Fear of a catastrophic nuclear winter gripped much of the media and political establishments, much the way fear of global warming/climate change does today.

If you are under fifty years of age, you probably never heard of Nuclear Winter. Even if you are older, you may not remember what it was all about. Popular issues go up to a peak suddenly and then just fade away slowly, according to a 1972 paradigm by Anthony Downs. Global warming/climate change may provide another good example: by 2100, people may wonder what all the fuss was about. The Paris Accord may be unfamiliar, and even the Kyoto Treaty will have been forgotten.

So for those who might not remember, here is a succinct summary of N.W. from Wikipedia:

Nuclear Winter is the severe and prolonged global climatic cooling effect hypothesized to occur after widespread firestorms following a nuclear war. The hypothesis is based on the fact that such fires can inject soot into the atmosphere, where it can block [some] direct sunlight from reaching the surface of the Earth. It is speculated that the resulting cooling would lead to widespread crop failure and famine. In developing computer models of nuclear-winter scenarios, researchers use the convention [of] the Hiroshima ... firestorm in World War II as an example where soot might have been injected into the stratosphere, alongside modern observations of natural, large-area wildfire/firestorms.

Nuclear Winter burst on the academic scene in December 1983 with the publication of the hypothesis in the prestigious journal Science. It was accompanied by a study by Paul Ehrlich, et al. that hinted that it might cause the extinction of human life on the planet.

The five authors of the Nuclear Winter hypothesis were labeled TTAPS, using the initials of their family names (T stands for Owen Toon and P stands for Jim Pollak, both Ph.D. students of Carl Sagan at Cornell University.) Carl Sagan himself was the main author and driving force.

Actually, Sagan had scooped the Science paper by publishing the gist of the hypothesis in Parade magazine, which claimed a readership of 50 million! Previously, Sagan had briefed people in public office and elsewhere, so they were all primed for the popular reaction, which was tremendous.

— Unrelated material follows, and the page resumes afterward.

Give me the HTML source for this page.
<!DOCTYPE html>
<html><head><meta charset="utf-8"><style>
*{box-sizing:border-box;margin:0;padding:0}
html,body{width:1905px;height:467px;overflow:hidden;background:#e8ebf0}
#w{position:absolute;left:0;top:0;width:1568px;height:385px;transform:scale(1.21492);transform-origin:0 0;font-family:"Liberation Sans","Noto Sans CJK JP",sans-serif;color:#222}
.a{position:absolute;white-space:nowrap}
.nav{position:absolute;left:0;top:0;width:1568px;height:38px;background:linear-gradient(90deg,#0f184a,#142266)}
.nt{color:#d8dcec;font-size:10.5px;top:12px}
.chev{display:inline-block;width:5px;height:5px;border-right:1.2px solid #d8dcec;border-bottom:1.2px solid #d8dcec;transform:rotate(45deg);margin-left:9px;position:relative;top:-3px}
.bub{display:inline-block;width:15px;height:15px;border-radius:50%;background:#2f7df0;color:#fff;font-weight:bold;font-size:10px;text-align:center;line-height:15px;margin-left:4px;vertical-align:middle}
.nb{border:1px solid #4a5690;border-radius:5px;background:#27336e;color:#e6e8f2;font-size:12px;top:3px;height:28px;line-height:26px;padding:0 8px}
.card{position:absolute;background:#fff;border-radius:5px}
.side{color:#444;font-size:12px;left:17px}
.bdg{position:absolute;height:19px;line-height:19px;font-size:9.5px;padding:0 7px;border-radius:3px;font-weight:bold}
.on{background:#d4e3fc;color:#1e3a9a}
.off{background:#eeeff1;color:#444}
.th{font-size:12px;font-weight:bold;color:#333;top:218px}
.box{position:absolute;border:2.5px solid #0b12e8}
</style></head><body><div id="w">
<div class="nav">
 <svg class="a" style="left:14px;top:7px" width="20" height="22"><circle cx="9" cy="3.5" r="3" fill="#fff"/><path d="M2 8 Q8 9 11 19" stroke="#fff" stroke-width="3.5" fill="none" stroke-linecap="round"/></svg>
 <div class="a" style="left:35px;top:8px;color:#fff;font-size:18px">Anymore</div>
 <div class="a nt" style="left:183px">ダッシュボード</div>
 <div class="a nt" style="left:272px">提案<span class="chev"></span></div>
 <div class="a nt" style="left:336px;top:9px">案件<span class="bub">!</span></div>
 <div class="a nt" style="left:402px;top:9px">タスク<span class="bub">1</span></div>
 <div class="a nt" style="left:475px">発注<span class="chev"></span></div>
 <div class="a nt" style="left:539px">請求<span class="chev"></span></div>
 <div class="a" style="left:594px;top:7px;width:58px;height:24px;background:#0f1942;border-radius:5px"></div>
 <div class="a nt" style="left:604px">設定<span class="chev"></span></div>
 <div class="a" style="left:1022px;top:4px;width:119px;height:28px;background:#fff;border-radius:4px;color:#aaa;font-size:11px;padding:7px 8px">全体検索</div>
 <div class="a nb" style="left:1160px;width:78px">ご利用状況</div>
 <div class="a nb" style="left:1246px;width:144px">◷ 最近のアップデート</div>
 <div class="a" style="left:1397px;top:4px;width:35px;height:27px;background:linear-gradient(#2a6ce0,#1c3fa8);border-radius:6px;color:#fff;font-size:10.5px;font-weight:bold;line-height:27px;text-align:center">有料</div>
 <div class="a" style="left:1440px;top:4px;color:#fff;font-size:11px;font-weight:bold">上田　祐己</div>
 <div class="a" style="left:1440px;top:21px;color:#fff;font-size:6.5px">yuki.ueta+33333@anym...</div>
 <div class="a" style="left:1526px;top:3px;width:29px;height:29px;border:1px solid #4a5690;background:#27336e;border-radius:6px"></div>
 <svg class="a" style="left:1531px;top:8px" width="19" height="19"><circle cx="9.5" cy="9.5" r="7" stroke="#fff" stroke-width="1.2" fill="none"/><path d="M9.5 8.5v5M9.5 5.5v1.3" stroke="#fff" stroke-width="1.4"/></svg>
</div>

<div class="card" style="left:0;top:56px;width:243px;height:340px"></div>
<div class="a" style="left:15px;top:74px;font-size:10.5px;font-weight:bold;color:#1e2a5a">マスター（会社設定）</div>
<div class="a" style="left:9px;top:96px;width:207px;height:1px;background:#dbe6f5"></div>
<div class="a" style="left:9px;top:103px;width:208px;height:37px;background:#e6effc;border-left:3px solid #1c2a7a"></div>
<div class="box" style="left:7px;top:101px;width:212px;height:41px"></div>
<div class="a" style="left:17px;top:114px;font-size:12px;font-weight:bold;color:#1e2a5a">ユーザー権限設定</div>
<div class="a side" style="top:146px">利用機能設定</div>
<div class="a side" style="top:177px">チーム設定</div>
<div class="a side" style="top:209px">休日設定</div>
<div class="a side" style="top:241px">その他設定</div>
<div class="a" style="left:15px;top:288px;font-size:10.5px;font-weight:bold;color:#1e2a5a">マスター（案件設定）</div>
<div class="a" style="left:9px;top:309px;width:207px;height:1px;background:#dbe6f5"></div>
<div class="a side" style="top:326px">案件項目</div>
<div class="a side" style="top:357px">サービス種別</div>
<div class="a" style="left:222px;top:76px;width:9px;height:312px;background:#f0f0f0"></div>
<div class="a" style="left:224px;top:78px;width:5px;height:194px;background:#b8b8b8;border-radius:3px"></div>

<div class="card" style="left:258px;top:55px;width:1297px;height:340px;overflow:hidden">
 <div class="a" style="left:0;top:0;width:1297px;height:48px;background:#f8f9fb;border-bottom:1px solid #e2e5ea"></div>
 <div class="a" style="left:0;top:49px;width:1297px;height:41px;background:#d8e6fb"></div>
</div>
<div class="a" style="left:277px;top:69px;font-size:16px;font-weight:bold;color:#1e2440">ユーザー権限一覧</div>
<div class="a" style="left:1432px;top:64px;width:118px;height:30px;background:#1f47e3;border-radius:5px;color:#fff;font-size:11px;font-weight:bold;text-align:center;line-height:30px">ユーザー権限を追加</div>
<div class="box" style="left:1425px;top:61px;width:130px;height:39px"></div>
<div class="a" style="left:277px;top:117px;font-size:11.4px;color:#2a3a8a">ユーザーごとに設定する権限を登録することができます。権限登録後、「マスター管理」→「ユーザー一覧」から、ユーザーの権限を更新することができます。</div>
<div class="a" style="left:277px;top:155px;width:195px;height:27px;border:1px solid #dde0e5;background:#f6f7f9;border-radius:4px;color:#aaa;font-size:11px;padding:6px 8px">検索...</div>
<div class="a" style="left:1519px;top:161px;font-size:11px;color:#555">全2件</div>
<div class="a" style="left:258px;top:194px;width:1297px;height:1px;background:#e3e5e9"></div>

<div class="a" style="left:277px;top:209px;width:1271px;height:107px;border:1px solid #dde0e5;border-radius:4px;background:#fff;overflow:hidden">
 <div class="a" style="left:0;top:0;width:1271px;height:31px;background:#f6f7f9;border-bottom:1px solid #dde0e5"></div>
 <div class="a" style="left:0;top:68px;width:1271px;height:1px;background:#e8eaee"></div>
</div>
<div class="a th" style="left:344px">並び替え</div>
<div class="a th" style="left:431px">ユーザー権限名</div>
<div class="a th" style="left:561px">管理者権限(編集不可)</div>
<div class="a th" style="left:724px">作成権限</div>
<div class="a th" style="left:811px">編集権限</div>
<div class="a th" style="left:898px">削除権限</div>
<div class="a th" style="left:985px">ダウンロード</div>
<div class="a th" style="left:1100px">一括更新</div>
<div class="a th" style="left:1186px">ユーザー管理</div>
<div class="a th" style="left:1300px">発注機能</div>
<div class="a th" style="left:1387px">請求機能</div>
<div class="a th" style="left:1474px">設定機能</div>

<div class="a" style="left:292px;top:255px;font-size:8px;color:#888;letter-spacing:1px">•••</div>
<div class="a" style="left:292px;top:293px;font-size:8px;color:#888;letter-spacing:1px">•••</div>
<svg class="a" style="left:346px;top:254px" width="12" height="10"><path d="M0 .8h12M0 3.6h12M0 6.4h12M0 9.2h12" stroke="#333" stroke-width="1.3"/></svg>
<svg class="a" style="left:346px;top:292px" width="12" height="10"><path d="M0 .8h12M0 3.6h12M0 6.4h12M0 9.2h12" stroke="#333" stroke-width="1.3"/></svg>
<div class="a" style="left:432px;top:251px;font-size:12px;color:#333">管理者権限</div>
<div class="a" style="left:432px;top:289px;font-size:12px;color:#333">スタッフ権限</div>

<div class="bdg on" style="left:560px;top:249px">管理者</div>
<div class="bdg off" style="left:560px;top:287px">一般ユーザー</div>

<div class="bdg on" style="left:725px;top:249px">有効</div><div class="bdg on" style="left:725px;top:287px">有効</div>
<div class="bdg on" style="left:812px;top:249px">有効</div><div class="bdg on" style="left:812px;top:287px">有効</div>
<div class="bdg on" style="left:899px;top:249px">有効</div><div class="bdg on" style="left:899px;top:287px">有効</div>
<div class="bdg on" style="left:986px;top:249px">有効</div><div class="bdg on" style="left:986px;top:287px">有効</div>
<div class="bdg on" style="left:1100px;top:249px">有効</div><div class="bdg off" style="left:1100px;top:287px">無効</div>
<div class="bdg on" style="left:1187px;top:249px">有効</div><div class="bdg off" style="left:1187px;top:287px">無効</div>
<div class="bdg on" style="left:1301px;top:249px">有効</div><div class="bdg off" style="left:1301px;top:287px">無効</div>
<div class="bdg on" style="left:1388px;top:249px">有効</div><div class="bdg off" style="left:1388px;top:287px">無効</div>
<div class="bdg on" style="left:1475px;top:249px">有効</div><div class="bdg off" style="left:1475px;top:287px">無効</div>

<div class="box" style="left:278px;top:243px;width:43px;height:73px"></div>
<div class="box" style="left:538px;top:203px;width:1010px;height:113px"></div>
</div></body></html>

Many of today’s readers may not remember Carl Sagan. He was a brilliant astrophysicist but also highly political. Imagine Al Gore, but with an excellent science background.

Sagan had developed and narrated a television series called Cosmos that popularized astrophysics and much else, including cosmology, the history of the universe. He even suggested the possible existence of extraterrestrial intelligence and started a listening project called SETI (Search for Extraterrestrial Intelligence). SETI is still searching today and has not found any evidence so far. Sagan became a sort of icon; many people in the U.S. and abroad knew his name and face.

Carl Sagan also had another passion: saving humanity from a general nuclear war, a laudable aim. He had been arguing vigorously and publicly for a “freeze” on the production of more nuclear weapons. President Ronald Reagan outdid him and negotiated a nuclear weapons reduction with the USSR.

In the meantime, much excitement was stirred up by Nuclear Winter. Study after study tried to confirm and expand the hypothesis, led by the Defense Department (DOD), which took the hypothesis seriously and spent millions of dollars on various reports that accepted Nuclear Winter rather uncritically.

The National Research Council (NRC) of the National Academy of Sciences published a report that put in more quantitative detail. It enabled critics of the hypothesis to find flaws – and many did. The names Russell Seitz, Dick Wilson (both of Cambridge, Mass.), Steve Schneider (Palo Alto, Calif.), and Bob Ehrlich (Fairfax, Va.) (no relation to Paul Ehrlich) come to mind. The hypothesis was really “politics disguised as science.” The whole TTAPS scheme was contrived to deliver the desired consequence. It required the smoke layer to be of just the right thickness, covering the whole Earth, and lasting for many months.

The Kuwait oil fires in 1991 produced a lot of smoke, but it rained out after a few days. I had a mini-debate with Sagan on the TV program Nightline and published a more critical analysis of the whole hypothesis in the journal Meteorology & Atmospheric Physics. I don’t know if Carl ever saw my paper. But I learned a lot from doing this analysis that was useful in later global warming research. For example, the initial nuclear bursts inject water vapor into the stratosphere, which turns into contrail-like cirrus clouds. That actually leads to a strong initial warming and a “nuclear summer.”

In any case, Sagan forgave me for questioning the scientific underpinnings of his hypothesis. In 1996, I received a cordial letter from Carl just before he passed away – he was only 62 at the time. I wonder now if he might have reacted differently had he read my paper; I had chided him for misusing science to promote a political goal. RIP, old friend!